Whoa, you mean that you don’t start with the bloated Department of Defense? That means lobbyists are in control of the Republican plan. I would start by reducing more than $100 billion right out of the DOD.
Next, you want to scale back my healthcare program before it even gets off the ground. You have to be kidding. Not until you reduce the defense budget will you attack my healthcare.
Then, you want to give small business a break on taxes for which I am in favor so long as it is not small business with only government customers. They are already on welfare.
They didn’t touch Social Security and that’s a good thing.
So, basically, their plan is to leave Defense alone and sacrifice Americans’ healthcare.
“House Republicans to make a conservative 'Pledge to America'
Washington Post Staff Writers
Thursday, September 23, 2010; 2:36 AM
House Republicans will announce an expansive agenda on Thursday called a "A Pledge to America" that proposes to shrink the size of government and reform Congress, offering a conservative plan of action they will pursue if they win a majority in the midterm elections.
Republicans would slash $100 billion in government spending on non-military agencies and replace President Obama's landmark health-care legislation with a scaled-back version. Small businesses would be able to deduct from taxes up to 20 percent of their annual income, and the Pentagon would receive increased funding to more quickly implement a ballistic missile defense system.
The plan would also eliminate any unspent money from last year's $814 billion stimulus package and from legislation that authorized hundreds of billions of dollars to prop up failing Wall Street firms.
There are no specifics about how the spending cuts would be carried out, and the agenda does not outline how Republicans would deal with Social Security and other expensive federal entitlement programs, saying only that lawmakers "will make the decisions that are necessary" to cut costs.
The agenda is designed to give voters a broad outline of what proposals House Republicans will push if they regain the majority and to give their candidates specifics to cite on the campaign trail. It also aims to answer a favorite attack line of Democrats: that Republicans have no new ideas and are merely the "Party of No."
"The need for urgent action to repair our economy and reclaim our government for the people cannot be overstated," Republicans write in the Pledge, according to a draft document released Wednesday night.
The proposals, many of which would face high hurdles to becoming law, even if Republicans claimed the majority, include some provisions meant to appeal to conservative activists who have led the anti-establishment tea party movement. Those include internal rule changes that would require all bills to be posted online three days before votes are taken and mandate that legislation cite the constitutional authority behind it.
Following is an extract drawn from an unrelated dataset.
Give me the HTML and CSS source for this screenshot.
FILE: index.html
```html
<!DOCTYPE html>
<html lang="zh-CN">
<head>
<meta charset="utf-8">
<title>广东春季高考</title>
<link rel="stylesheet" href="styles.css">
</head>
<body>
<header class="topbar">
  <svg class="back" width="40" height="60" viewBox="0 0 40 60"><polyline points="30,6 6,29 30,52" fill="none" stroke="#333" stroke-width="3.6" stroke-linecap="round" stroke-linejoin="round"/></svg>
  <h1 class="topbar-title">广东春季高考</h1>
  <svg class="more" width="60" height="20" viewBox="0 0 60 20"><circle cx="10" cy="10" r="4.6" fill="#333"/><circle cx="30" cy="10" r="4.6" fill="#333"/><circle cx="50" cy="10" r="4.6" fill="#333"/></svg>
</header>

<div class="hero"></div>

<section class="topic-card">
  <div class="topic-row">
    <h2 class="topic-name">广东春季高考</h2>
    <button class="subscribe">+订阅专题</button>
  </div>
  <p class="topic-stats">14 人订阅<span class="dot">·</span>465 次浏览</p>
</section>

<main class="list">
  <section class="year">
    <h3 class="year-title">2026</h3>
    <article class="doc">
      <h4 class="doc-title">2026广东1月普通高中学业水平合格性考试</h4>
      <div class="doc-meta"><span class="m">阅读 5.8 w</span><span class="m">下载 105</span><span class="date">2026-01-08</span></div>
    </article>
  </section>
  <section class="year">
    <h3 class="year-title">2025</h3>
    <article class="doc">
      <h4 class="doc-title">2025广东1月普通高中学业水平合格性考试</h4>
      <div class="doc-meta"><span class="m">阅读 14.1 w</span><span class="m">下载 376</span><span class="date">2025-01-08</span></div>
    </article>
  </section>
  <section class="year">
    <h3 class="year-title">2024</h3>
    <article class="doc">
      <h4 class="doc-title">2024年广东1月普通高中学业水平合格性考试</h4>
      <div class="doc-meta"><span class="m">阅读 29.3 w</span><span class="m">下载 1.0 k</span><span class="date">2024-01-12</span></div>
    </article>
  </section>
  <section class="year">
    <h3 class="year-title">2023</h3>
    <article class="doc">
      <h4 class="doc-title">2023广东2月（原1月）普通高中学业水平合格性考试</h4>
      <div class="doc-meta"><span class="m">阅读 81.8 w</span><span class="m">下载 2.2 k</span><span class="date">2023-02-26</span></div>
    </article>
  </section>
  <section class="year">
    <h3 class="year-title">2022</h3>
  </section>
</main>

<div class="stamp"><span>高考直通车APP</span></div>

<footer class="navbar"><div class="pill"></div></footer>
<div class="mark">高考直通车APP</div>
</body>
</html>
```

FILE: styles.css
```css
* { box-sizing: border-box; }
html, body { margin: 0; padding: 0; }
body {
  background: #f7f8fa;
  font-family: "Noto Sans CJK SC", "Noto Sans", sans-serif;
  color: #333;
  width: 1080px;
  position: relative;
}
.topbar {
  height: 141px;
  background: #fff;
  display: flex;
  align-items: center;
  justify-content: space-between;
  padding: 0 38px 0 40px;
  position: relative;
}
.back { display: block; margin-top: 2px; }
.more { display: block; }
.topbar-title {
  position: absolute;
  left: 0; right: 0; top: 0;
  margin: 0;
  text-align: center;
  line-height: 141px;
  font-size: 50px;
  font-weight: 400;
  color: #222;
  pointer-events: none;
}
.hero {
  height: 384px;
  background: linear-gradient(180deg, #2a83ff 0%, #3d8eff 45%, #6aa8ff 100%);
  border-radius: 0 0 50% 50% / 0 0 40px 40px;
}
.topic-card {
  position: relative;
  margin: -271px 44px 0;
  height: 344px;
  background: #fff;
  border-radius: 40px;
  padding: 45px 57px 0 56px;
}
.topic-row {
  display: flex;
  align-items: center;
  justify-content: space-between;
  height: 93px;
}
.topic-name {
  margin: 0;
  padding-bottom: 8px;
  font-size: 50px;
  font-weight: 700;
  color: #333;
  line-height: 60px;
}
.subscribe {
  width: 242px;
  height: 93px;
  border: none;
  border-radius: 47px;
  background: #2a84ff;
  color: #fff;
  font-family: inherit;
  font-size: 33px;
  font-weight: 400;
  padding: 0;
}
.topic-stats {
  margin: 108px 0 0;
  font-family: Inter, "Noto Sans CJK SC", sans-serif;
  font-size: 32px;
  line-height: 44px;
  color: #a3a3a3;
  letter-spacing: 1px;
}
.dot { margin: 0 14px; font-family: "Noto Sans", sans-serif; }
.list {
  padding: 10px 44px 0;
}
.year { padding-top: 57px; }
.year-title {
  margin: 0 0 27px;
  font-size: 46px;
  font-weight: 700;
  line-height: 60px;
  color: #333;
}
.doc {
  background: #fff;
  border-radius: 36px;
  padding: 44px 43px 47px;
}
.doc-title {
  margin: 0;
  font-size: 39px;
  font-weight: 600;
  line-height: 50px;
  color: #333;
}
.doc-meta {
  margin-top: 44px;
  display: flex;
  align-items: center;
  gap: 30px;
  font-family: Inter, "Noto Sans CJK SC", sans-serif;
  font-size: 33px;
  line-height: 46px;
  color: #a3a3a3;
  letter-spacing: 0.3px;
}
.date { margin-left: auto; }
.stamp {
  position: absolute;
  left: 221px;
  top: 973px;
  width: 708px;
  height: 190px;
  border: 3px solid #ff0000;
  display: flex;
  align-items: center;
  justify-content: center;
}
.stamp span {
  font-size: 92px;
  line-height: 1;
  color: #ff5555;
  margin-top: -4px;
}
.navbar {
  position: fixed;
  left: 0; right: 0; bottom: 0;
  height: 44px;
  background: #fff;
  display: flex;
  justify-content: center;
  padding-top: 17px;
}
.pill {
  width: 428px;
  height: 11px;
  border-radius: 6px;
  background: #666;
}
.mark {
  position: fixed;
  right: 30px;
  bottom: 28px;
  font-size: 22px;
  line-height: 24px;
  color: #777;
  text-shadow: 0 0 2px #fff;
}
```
In a political climate that favors Republicans, some GOP strategists cautioned against releasing any agenda, reasoning that it would just give Democrats something to criticize. But House Minority Leader John A. Boehner's leadership team thought they needed to show that Republicans are prepared to govern and adopted what they call an 80-20 approach, expecting 80 percent of the campaign to be a negative contrast with Democrats and 20 percent to be focused on Republican ideas.
Democrats rejected the new agenda as a rehash of ideas that Republicans first implemented during the George W. Bush administration, a theme they have repeated throughout congressional campaigns this year.
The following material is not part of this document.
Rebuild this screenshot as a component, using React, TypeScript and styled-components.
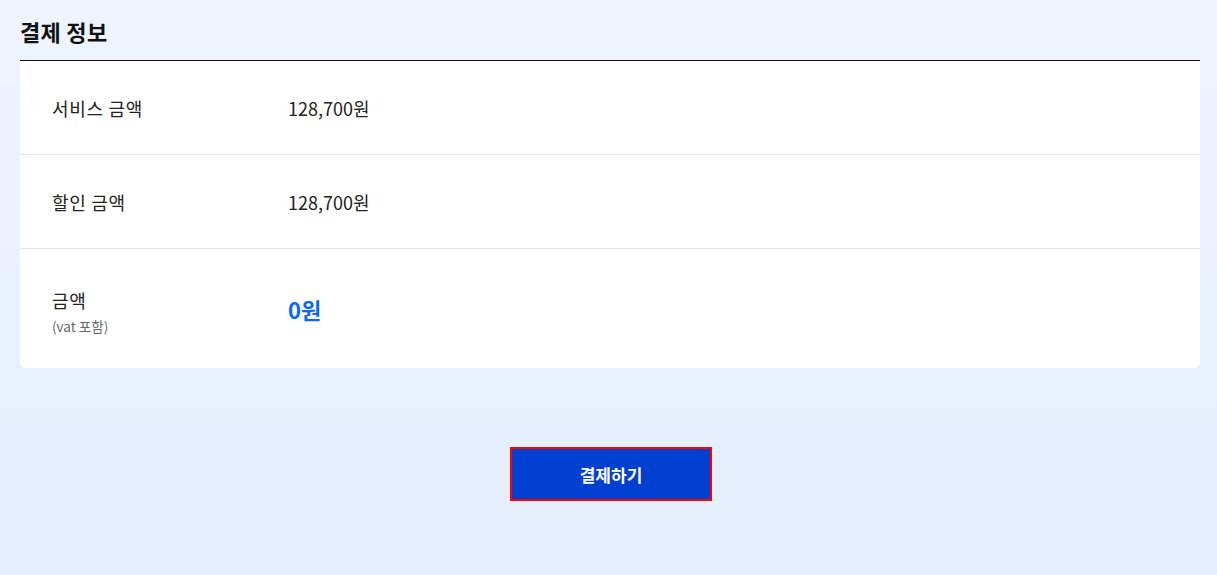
import React from 'react';
import styled, { createGlobalStyle } from 'styled-components';

const GlobalStyle = createGlobalStyle`
  html, body {
    margin: 0;
    padding: 0;
  }
  body {
    font-family: "Noto Sans CJK KR", "Noto Sans", sans-serif;
    background: linear-gradient(180deg, #eff4fe 0%, #e5eefe 100%);
    min-height: 575px;
  }
`;

const Page = styled.div`
  padding: 0 17px 0 20px;
  min-height: 575px;
  box-sizing: border-box;
`;

const Title = styled.h2`
  margin: 0;
  padding: 16px 0 14px;
  font-size: 22px;
  line-height: 30px;
  font-weight: 700;
  letter-spacing: 0.3px;
  color: #111;
  border-bottom: 1px solid #111;
`;

const Card = styled.div`
  background: #fff;
  border-radius: 0 0 6px 6px;
`;

const Row = styled.div<{ $tall?: boolean }>`
  display: flex;
  align-items: center;
  height: ${p => (p.$tall ? 119 : 93)}px;
  padding: 0 32px;
  & + & {
    border-top: 1px solid #e3e5e8;
  }
`;

const LabelCol = styled.div<{ $offset?: number }>`
  width: 236px;
  display: flex;
  flex-direction: column;
  padding-top: ${p => p.$offset ?? 0}px;
`;

const Label = styled.span`
  font-size: 18px;
  line-height: 24px;
  letter-spacing: 0.7px;
  color: #222;
`;

const SubLabel = styled.span`
  font-size: 13.5px;
  line-height: 18px;
  color: #666;
  margin-top: 5px;
`;

const Value = styled.span<{ $accent?: boolean }>`
  font-size: ${p => (p.$accent ? 22 : 18)}px;
  font-weight: ${p => (p.$accent ? 700 : 400)};
  line-height: 28px;
  color: ${p => (p.$accent ? '#0a66ff' : '#222')};
`;

const Actions = styled.div`
  display: flex;
  justify-content: center;
  padding-top: 79px;
`;

const PayButton = styled.button`
  width: 202px;
  height: 54px;
  background: #0040d0;
  border: 2px solid #ff0000;
  color: #fff;
  font-family: inherit;
  font-size: 17px;
  font-weight: 700;
  cursor: pointer;
  margin-left: 2px;
`;

export default function App() {
  return (
    <>
      <GlobalStyle />
      <Page>
        <Title>결제 정보</Title>
        <Card>
          <Row>
            <LabelCol>
              <Label>서비스 금액</Label>
            </LabelCol>
            <Value>128,700원</Value>
          </Row>
          <Row>
            <LabelCol>
              <Label>할인 금액</Label>
            </LabelCol>
            <Value>128,700원</Value>
          </Row>
          <Row $tall>
            <LabelCol $offset={5}>
              <Label>금액</Label>
              <SubLabel>(vat 포함)</SubLabel>
            </LabelCol>
            <Value $accent>0원</Value>
          </Row>
        </Card>
        <Actions>
          <PayButton>결제하기</PayButton>
        </Actions>
      </Page>
    </>
  );
}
"Congressional Republicans are pledging to ship jobs overseas; blow a $700 billion hole in the deficit to give tax cuts to millionaires and billionaires; turn Social Security from a guaranteed benefit into a guaranteed gamble; once again, subject American families to the recklessness of Wall Street," Nadeam Elshami, a spokesman for House Speaker Nancy Pelosi (D-Calif.), said in a statement Wednesday.
White House Communications Director Dan Pfeiffer said that, "instead of charting a new course, Congressional Republicans doubled down on the same ideas that hurt America's middle class."
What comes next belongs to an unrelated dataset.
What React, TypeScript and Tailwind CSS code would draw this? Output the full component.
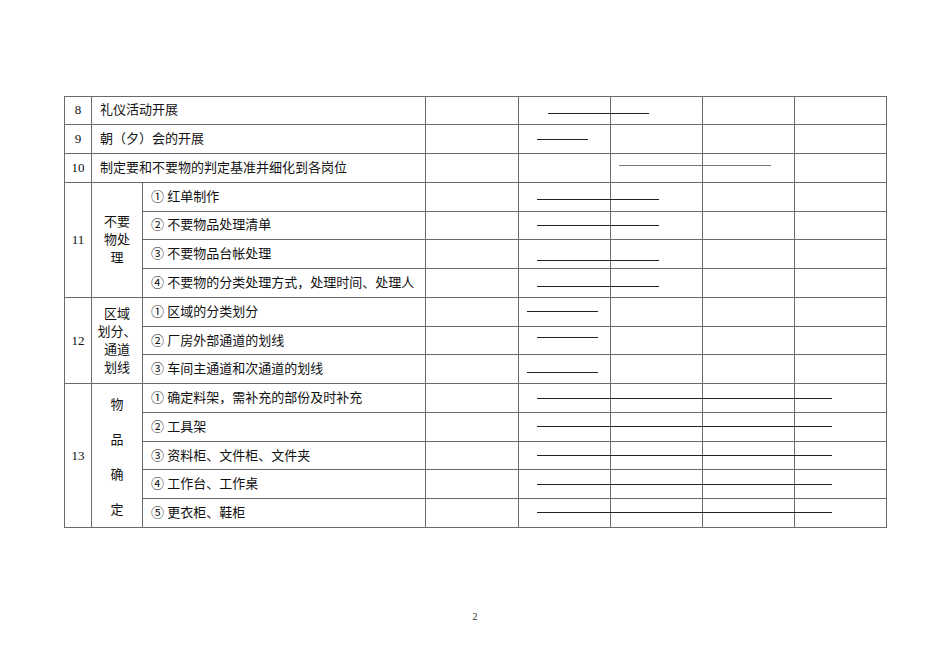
import React from "react";

const FONT = { fontFamily: '"Liberation Serif", "Noto Sans CJK SC", serif' };

type Bar = { top: number; left: number; width: number; tone?: string };

// gantt bars, measured from the table's top-left corner
const bars: Bar[] = [
  { top: 17, left: 484, width: 101 },
  { top: 43, left: 473, width: 51 },
  { top: 69, left: 555, width: 152, tone: "bg-[#777]" },
  { top: 103, left: 473, width: 122 },
  { top: 129, left: 473, width: 122 },
  { top: 164, left: 473, width: 122 },
  { top: 190, left: 473, width: 122 },
  { top: 215, left: 463, width: 71 },
  { top: 241, left: 473, width: 61 },
  { top: 276, left: 463, width: 71 },
  { top: 302, left: 473, width: 295 },
  { top: 330, left: 473, width: 295 },
  { top: 359, left: 473, width: 295 },
  { top: 388, left: 473, width: 295 },
  { top: 416, left: 473, width: 295 },
];

const td = "border border-[#6a6a6a] p-0 align-middle";
const empty = () =>
  [0, 1, 2, 3, 4].map((i) => <td key={i} className={td} />);

function Single({ no, text }: { no: string; text: string }) {
  return (
    <tr className="h-[28.77px]">
      <td className={`${td} text-center`}>{no}</td>
      <td className={`${td} pl-2`} colSpan={2}>{text}</td>
      {empty()}
    </tr>
  );
}

function Group({ no, label, items }: { no: string; label: React.ReactNode; items: string[] }) {
  return (
    <>
      {items.map((it, i) => (
        <tr key={i} className="h-[28.77px]">
          {i === 0 && (
            <>
              <td className={`${td} text-center`} rowSpan={items.length}>{no}</td>
              <td className={`${td} text-center`} rowSpan={items.length}>{label}</td>
            </>
          )}
          <td className={`${td} pl-2 whitespace-nowrap`}>{it}</td>
          {empty()}
        </tr>
      ))}
    </>
  );
}

export default function App() {
  return (
    <div className="w-[950px] h-[672px] bg-white text-[#111] flex flex-col" style={FONT}>
      <div className="pt-[95.5px] pl-[64px]">
        <div className="relative w-[822px]">
          <table className="table-fixed border-collapse w-[822px] text-[13px] leading-[18px]">
            <colgroup>
              <col className="w-[27px]" />
              <col className="w-[51px]" />
              <col className="w-[283px]" />
              <col className="w-[93px]" />
              <col className="w-[92px]" />
              <col className="w-[92px]" />
              <col className="w-[92px]" />
              <col className="w-[92px]" />
            </colgroup>
            <tbody>
              <Single no="8" text="礼仪活动开展" />
              <Single no="9" text="朝（夕）会的开展" />
              <Single no="10" text="制定要和不要物的判定基准并细化到各岗位" />
              <Group
                no="11"
                label={<>不要<br />物处<br />理</>}
                items={[
                  "① 红单制作",
                  "② 不要物品处理清单",
                  "③ 不要物品台帐处理",
                  "④ 不要物的分类处理方式，处理时间、处理人",
                ]}
              />
              <Group
                no="12"
                label={<>区域<br />划分、<br />通道<br />划线</>}
                items={["① 区域的分类划分", "② 厂房外部通道的划线", "③ 车间主通道和次通道的划线"]}
              />
              <Group
                no="13"
                label={
                  <div className="flex flex-col items-center gap-[17px] pt-[4px]">
                    <span>物</span>
                    <span>品</span>
                    <span>确</span>
                    <span>定</span>
                  </div>
                }
                items={[
                  "① 确定料架，需补充的部份及时补充",
                  "② 工具架",
                  "③ 资料柜、文件柜、文件夹",
                  "④ 工作台、工作桌",
                  "⑤ 更衣柜、鞋柜",
                ]}
              />
            </tbody>
          </table>
          {bars.map((b, i) => (
            <div
              key={i}
              className={`absolute h-px ${b.tone ?? "bg-[#222]"}`}
              style={{ top: b.top, left: b.left, width: b.width }}
            />
          ))}
        </div>
      </div>
      <div className="mt-[84px] text-center text-[10px] leading-none text-[#333]">2</div>
    </div>
  );
}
The 21-page document is partly an echo of the GOP's 1994 "Contract With America," a 10-point agenda unveiled in late September of that year, just before Republicans seized the House majority for the first time in four decades. But it is also an attempt to signal that a new generation of Republicans is ready to lead, having learned from the missteps that led to the party's ouster in the 2006 elections.”
Their plan offers a few nuggets. My plan delivers the mail.
Stop the wars. Stop nation building. Invest in the private sector.
My goal is to reduce annual discretionary spending by $178 billion.